Single page print view

The great Moon rush

Credit: NASA

Chinese hope

Chang'e-1 is the first in a series of three Chinese spacecraft; Chang'e-2 will be a lander with a rover, and Chang'e-3 will return Moon samples to Earth. The Chinese hope someday to send humans to build a lunar outpost, but for now they're focusing on gathering knowledge and experience step-by-step.

Later this year India plans to send its own Chandrayaan-1 probe to orbit the Moon. In Sanskrit, 'Chandrayaan' means Moon craft. A NASA-sponsored instrument, the Moon Mineralogy Mapper, will ride along and use an infrared spectrometer to survey the lunar terrain and give us a highly detailed picture of mineral locations. Chandrayaan-2, planned for 2010 or 2011, will place a robotic rover on the Moon. The rover will wheel around on the lunar surface, pick up samples of soil or rocks, do chemical analysis, and send the data to the spacecraft orbiting above.

The U.S. space agency is very much a part of this Great Moon Rush.

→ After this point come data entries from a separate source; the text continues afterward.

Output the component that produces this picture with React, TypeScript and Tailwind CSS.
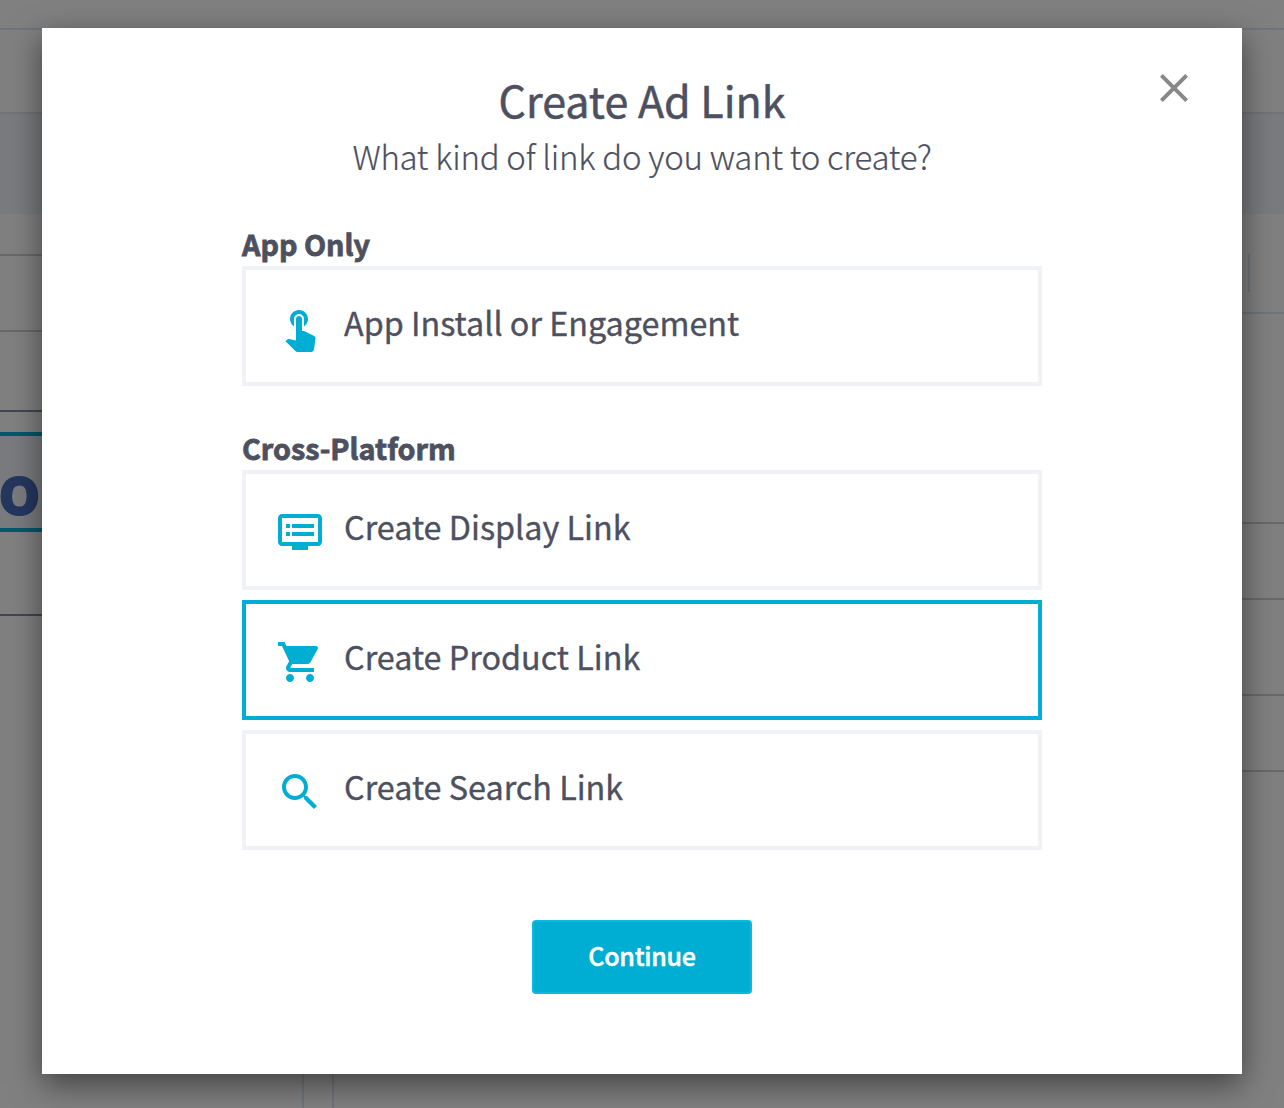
import React from "react";

const icons = {
  touch:
    "M9 11.24V7.5C9 6.12 10.12 5 11.5 5S14 6.12 14 7.5v3.74c1.21-.81 2-2.18 2-3.74C16 5.01 13.99 3 11.5 3S7 5.01 7 7.5c0 1.56.79 2.93 2 3.74zm9.84 4.63l-4.54-2.26c-.17-.07-.35-.11-.54-.11H13v-6c0-.83-.67-1.5-1.5-1.5S10 6.67 10 7.5v10.74l-3.43-.72c-.08-.01-.15-.03-.24-.03-.31 0-.59.13-.79.33l-.79.8 4.94 4.94c.27.27.65.44 1.06.44h6.79c.75 0 1.33-.55 1.44-1.28l.75-5.27c.01-.07.02-.14.02-.2 0-.62-.38-1.16-.91-1.38z",
  display:
    "M21 3H3c-1.1 0-2 .9-2 2v12c0 1.1.9 2 2 2h5v2h8v-2h5c1.1 0 2-.9 2-2V5c0-1.1-.9-2-2-2zm0 14H3V5h18v12zm-2-9H8v2h11V8zm0 4H8v2h11v-2zM7 8H5v2h2V8zm0 4H5v2h2v-2z",
  cart: "M7 18c-1.1 0-1.99.9-1.99 2S5.9 22 7 22s2-.9 2-2-.9-2-2-2zM1 2v2h2l3.6 7.59-1.35 2.45c-.16.28-.25.61-.25.96 0 1.1.9 2 2 2h12v-2H7.42c-.14 0-.25-.11-.25-.25l.03-.12.9-1.63h7.45c.75 0 1.41-.41 1.75-1.03l3.58-6.49c.08-.14.12-.31.12-.48 0-.55-.45-1-1-1H5.21l-.94-2H1zm16 16c-1.1 0-1.99.9-1.99 2s.89 2 1.99 2 2-.9 2-2-.9-2-2-2z",
  search:
    "M15.5 14h-.79l-.28-.27C15.41 12.59 16 11.11 16 9.5 16 5.91 13.09 3 9.5 3S3 5.91 3 9.5 5.91 16 9.5 16c1.61 0 3.09-.59 4.23-1.57l.27.28v.79l5 4.99L20.49 19l-4.99-5zm-6 0C7.01 14 5 11.99 5 9.5S7.01 5 9.5 5 14 7.01 14 9.5 11.99 14 9.5 14z",
  close:
    "M19 6.41L17.59 5 12 10.59 6.41 5 5 6.41 10.59 12 5 17.59 6.41 19 12 13.41 17.59 19 19 17.59 13.41 12z",
};

function Icon({ d, className }: { d: string; className: string }) {
  return (
    <svg viewBox="0 0 24 24" className={className} fill="currentColor" aria-hidden="true">
      <path d={d} />
    </svg>
  );
}

function Option({ icon, label, selected = false }: { icon: string; label: string; selected?: boolean }) {
  return (
    <button
      className={`flex h-[120px] w-full items-start border-4 bg-white pl-[30px] text-left ${
        selected ? "border-[#00aed3]" : "border-[#f1f2f6]"
      }`}
    >
      <Icon d={icon} className="mt-[34px] size-12 shrink-0 text-[#00aed3]" />
      <span className="mt-7 ml-5 text-[32.35px] leading-[48px] whitespace-nowrap [-webkit-text-stroke:0.35px]">
        {label}
      </span>
    </button>
  );
}

function SectionTitle({ children, className }: { children: string; className: string }) {
  return (
    <h2
      className={`h-[42px] text-[28.75px] leading-[40px] font-bold whitespace-nowrap [-webkit-text-stroke:0.8px] ${className}`}
    >
      {children}
    </h2>
  );
}

function PageLeft() {
  return (
    <div className="flex w-[42px] flex-col">
      <div className="h-[30px] border-b-2 border-[#6f757b]" />
      <div className="h-[84px] border-b-2 border-[#717375]" />
      <div className="h-[100px] bg-[#797b7e]" />
      <div className="h-[42px] border-b-2 border-[#696969]" />
      <div className="h-[76px] border-b-2 border-[#696969]" />
      <div className="h-[80px] border-b-2 border-[#414650]" />
      <div className="h-[20px]" />
      <div className="flex h-[100px] items-start border-y-4 border-[#00596c] bg-[#797b7e]">
        <span className="-ml-[2px] pt-[12px] font-['Open_Sans',sans-serif] text-[69px] leading-[80px] font-bold text-[#25365f] [-webkit-text-stroke:1px]">
          o
        </span>
      </div>
      <div className="h-[84px] border-b-2 border-[#414650]" />
    </div>
  );
}

function PageRight() {
  return (
    <div className="flex w-[42px] flex-col">
      <div className="h-[30px] border-b-2 border-[#6f757b]" />
      <div className="h-[84px] border-b-2 border-[#717375]" />
      <div className="h-[100px] bg-[#797b7e]" />
      <div className="h-[100px] border-b-2 border-[#6f757b] pt-10 pl-[6px]">
        <div className="h-[38px] w-[2px] bg-[#6f757b]" />
      </div>
      <div className="h-[210px] border-b-2 border-[#696969]" />
      <div className="h-[76px] border-b-2 border-[#696969]" />
      <div className="h-[96px] border-b-2 border-[#696969]" />
      <div className="h-[76px] border-b-2 border-[#696969]" />
    </div>
  );
}

export default function App() {
  return (
    <div className="relative h-[1108px] w-[1284px] overflow-hidden bg-[#808080] font-['Noto_Sans_CJK_SC','Noto_Sans',sans-serif] text-[#4d505e]">
      <div className="flex h-full justify-between" aria-hidden="true">
        <PageLeft />
        <div className="flex flex-1 items-end pl-[260px]">
          <div className="h-[40px] w-[32px] border-x-2 border-[#6f757b]" />
        </div>
        <PageRight />
      </div>

      <div className="absolute inset-0 flex items-start justify-center pt-7">
        <div
          role="dialog"
          className="relative flex h-[1046px] w-[1200px] flex-col items-center bg-white pt-[43px] shadow-[0_10px_30px_rgba(0,0,0,0.5)]"
        >
          <button className="absolute top-9 right-11 text-[#888888]" aria-label="Close">
            <Icon d={icons.close} className="size-12" />
          </button>
          <h1 className="text-[43px] leading-[56px] font-normal whitespace-nowrap [-webkit-text-stroke:0.5px]">
            Create Ad Link
          </h1>
          <p className="pt-px text-[33px] leading-[56px] font-light tracking-[-0.27px] whitespace-nowrap [-webkit-text-stroke:0.2px]">
            What kind of link do you want to create?
          </p>

          <div className="flex w-[800px] flex-col pt-3">
            <SectionTitle className="mt-[28px]">App Only</SectionTitle>
            <Option icon={icons.touch} label="App Install or Engagement" />
            <SectionTitle className="mt-[42px]">Cross-Platform</SectionTitle>
            <div className="flex flex-col gap-[10px]">
              <Option icon={icons.display} label="Create Display Link" />
              <Option icon={icons.cart} label="Create Product Link" selected />
              <Option icon={icons.search} label="Create Search Link" />
            </div>
          </div>

          <button className="mt-[70px] h-[74px] w-[220px] rounded-[4px] border-2 border-[#0bb9dd] bg-[#00aed3] pb-1 text-[25px] leading-[66px] font-medium tracking-[-0.25px] text-white [-webkit-text-stroke:0.5px]">
            Continue
          </button>
        </div>
      </div>
    </div>
  );
}
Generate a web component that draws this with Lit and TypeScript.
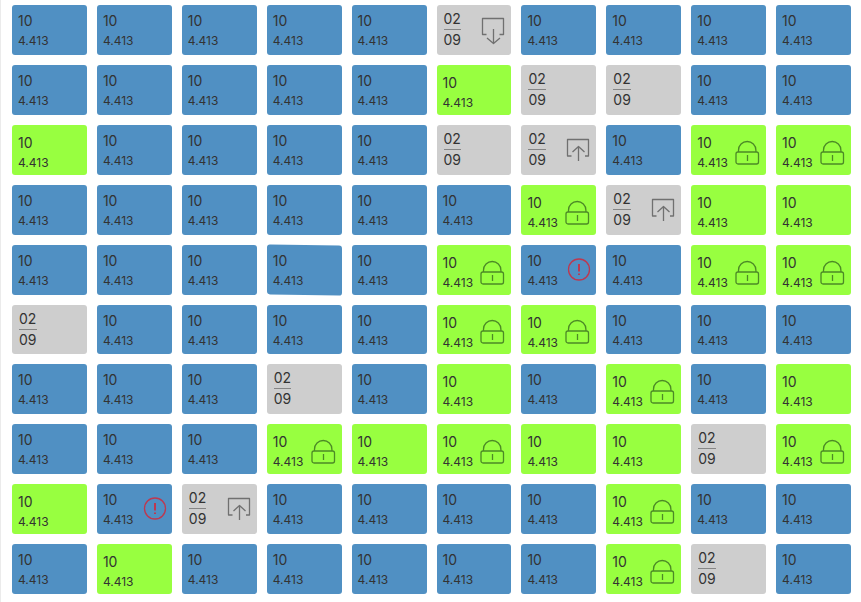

Later this year, the agency plans to launch the Lunar Reconnaissance Orbiter (LRO), a spacecraft bristling with instruments to map the Moon and locate key resources ranging from water to building materials.

"The LRO mission will provide the best resolution images – at about 50 cm per pixel – out of all the instruments currently headed to the Moon," says NASA's Cohen. "This means we will be able to see rocks that are about two feet (60 cm) in diameter. This lets us look at potential landing sites to assess the terrain and hazards for a human return. LRO will also have an instrument that flies 'tissue-equivalent plastic' to assess radiation damage to human skin."

NASA's GRAIL

Even further into the future, in 2011 NASA's Gravity Recovery and Interior Laboratory, or GRAIL, will peer deep inside the Moon to reveal its anatomy and history. This mission, part of NASA's Discovery Program, will fly twin spacecraft around the Moon for several months to measure its gravity field in great detail and answer questions about how Earth and other planets in our solar system formed.

Both LRO and GRAIL will provide valuable information to help plan for the return of NASA's manned Moon missions in the next decade.

Though the U.S. Apollo missions have already sent many people to the Moon, NASA says they didn't stay long enough to do much more than scratch the surface, literally. The pull to return is strong.

"Many nations with emerging space programs have the Moon in their sights. There will be a renaissance in lunar scientific exploration in the next several decades that the US will not want to miss," says Wesley Huntress, lunar advocate and director emeritus of the Carnegie Institution's Geophysical Laboratory in Washington DC. "The pull of the Moon to emerging space programs around the world can be a catalyst for a new era of space exploration; one of international cooperation."

No return would be complete without Russia, though, one of the original lunar pioneers. After racing to the Moon in the 1970s, the USSR virtually abandoned lunar exploration. Russian scientists nevertheless continued to look longingly toward that silver orb in the night sky, recognizing its great worth for research.